Objective: Return each line of the data below exactly, omitting any pictures.

..........

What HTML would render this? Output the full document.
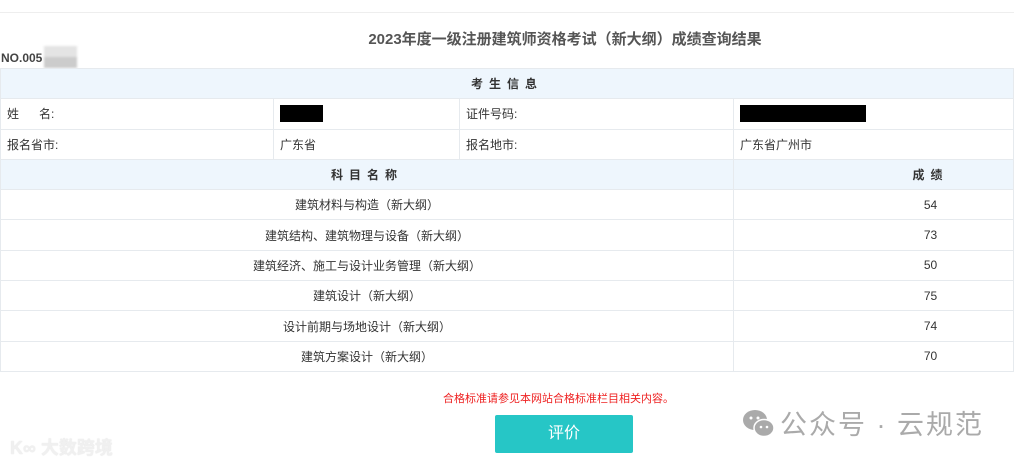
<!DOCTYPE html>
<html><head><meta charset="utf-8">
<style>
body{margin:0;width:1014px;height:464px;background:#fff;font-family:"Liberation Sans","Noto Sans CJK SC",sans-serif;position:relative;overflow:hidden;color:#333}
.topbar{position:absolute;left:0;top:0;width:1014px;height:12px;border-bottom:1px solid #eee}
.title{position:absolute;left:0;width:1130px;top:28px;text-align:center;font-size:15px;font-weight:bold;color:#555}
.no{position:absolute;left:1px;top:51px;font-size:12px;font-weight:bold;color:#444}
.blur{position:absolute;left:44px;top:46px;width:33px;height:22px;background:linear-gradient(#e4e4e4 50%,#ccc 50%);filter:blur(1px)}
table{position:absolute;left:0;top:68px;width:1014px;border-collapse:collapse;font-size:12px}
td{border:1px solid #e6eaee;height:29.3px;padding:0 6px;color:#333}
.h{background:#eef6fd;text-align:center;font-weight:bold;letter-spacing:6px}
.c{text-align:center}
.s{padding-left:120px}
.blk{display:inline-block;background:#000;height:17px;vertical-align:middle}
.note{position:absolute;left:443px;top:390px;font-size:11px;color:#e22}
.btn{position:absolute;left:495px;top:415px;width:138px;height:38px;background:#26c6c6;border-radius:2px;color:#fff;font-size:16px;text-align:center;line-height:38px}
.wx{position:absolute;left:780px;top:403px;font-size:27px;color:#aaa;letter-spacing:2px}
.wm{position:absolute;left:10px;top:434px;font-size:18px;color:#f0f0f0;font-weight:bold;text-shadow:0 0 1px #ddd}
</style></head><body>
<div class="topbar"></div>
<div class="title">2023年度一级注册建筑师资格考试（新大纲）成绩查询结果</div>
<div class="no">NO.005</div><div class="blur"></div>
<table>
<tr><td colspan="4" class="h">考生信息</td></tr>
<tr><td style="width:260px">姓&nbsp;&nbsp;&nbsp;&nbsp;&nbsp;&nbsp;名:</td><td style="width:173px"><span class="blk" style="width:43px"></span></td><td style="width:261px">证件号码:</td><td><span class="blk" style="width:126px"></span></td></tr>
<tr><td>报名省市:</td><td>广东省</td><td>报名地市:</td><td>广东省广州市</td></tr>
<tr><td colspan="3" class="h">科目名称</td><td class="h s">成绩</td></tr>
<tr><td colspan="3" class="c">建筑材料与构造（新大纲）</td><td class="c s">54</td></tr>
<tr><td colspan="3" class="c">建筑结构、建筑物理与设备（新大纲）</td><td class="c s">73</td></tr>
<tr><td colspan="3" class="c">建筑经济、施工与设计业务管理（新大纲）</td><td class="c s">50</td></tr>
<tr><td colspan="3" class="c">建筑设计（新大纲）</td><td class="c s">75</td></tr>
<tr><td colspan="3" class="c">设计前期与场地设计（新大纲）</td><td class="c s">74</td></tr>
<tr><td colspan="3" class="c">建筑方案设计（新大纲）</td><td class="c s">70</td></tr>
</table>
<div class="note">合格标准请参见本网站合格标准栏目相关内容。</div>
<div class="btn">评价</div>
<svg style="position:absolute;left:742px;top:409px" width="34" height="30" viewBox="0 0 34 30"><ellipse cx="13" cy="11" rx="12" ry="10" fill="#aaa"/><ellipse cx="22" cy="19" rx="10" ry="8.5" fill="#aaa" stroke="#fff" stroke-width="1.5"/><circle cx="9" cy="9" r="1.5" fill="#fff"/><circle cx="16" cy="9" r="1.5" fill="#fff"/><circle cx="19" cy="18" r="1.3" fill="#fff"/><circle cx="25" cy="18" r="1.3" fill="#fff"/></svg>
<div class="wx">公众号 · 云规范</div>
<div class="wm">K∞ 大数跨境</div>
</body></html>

..........

Answer to this exercise:
What HTML would render this? Output the full document.
<!DOCTYPE html>
<html><head><meta charset="utf-8">
<style>
body{margin:0;width:1014px;height:464px;background:#fff;font-family:"Liberation Sans","Noto Sans CJK SC",sans-serif;position:relative;overflow:hidden;color:#333}
.topbar{position:absolute;left:0;top:0;width:1014px;height:12px;border-bottom:1px solid #eee}
.title{position:absolute;left:0;width:1130px;top:28px;text-align:center;font-size:15px;font-weight:bold;color:#555}
.no{position:absolute;left:1px;top:51px;font-size:12px;font-weight:bold;color:#444}
.blur{position:absolute;left:44px;top:46px;width:33px;height:22px;background:linear-gradient(#e4e4e4 50%,#ccc 50%);filter:blur(1px)}
table{position:absolute;left:0;top:68px;width:1014px;border-collapse:collapse;font-size:12px}
td{border:1px solid #e6eaee;height:29.3px;padding:0 6px;color:#333}
.h{background:#eef6fd;text-align:center;font-weight:bold;letter-spacing:6px}
.c{text-align:center}
.s{padding-left:120px}
.blk{display:inline-block;background:#000;height:17px;vertical-align:middle}
.note{position:absolute;left:443px;top:390px;font-size:11px;color:#e22}
.btn{position:absolute;left:495px;top:415px;width:138px;height:38px;background:#26c6c6;border-radius:2px;color:#fff;font-size:16px;text-align:center;line-height:38px}
.wx{position:absolute;left:780px;top:403px;font-size:27px;color:#aaa;letter-spacing:2px}
.wm{position:absolute;left:10px;top:434px;font-size:18px;color:#f0f0f0;font-weight:bold;text-shadow:0 0 1px #ddd}
</style></head><body>
<div class="topbar"></div>
<div class="title">2023年度一级注册建筑师资格考试（新大纲）成绩查询结果</div>
<div class="no">NO.005</div><div class="blur"></div>
<table>
<tr><td colspan="4" class="h">考生信息</td></tr>
<tr><td style="width:260px">姓&nbsp;&nbsp;&nbsp;&nbsp;&nbsp;&nbsp;名:</td><td style="width:173px"><span class="blk" style="width:43px"></span></td><td style="width:261px">证件号码:</td><td><span class="blk" style="width:126px"></span></td></tr>
<tr><td>报名省市:</td><td>广东省</td><td>报名地市:</td><td>广东省广州市</td></tr>
<tr><td colspan="3" class="h">科目名称</td><td class="h s">成绩</td></tr>
<tr><td colspan="3" class="c">建筑材料与构造（新大纲）</td><td class="c s">54</td></tr>
<tr><td colspan="3" class="c">建筑结构、建筑物理与设备（新大纲）</td><td class="c s">73</td></tr>
<tr><td colspan="3" class="c">建筑经济、施工与设计业务管理（新大纲）</td><td class="c s">50</td></tr>
<tr><td colspan="3" class="c">建筑设计（新大纲）</td><td class="c s">75</td></tr>
<tr><td colspan="3" class="c">设计前期与场地设计（新大纲）</td><td class="c s">74</td></tr>
<tr><td colspan="3" class="c">建筑方案设计（新大纲）</td><td class="c s">70</td></tr>
</table>
<div class="note">合格标准请参见本网站合格标准栏目相关内容。</div>
<div class="btn">评价</div>
<svg style="position:absolute;left:742px;top:409px" width="34" height="30" viewBox="0 0 34 30"><ellipse cx="13" cy="11" rx="12" ry="10" fill="#aaa"/><ellipse cx="22" cy="19" rx="10" ry="8.5" fill="#aaa" stroke="#fff" stroke-width="1.5"/><circle cx="9" cy="9" r="1.5" fill="#fff"/><circle cx="16" cy="9" r="1.5" fill="#fff"/><circle cx="19" cy="18" r="1.3" fill="#fff"/><circle cx="25" cy="18" r="1.3" fill="#fff"/></svg>
<div class="wx">公众号 · 云规范</div>
<div class="wm">K∞ 大数跨境</div>
</body></html>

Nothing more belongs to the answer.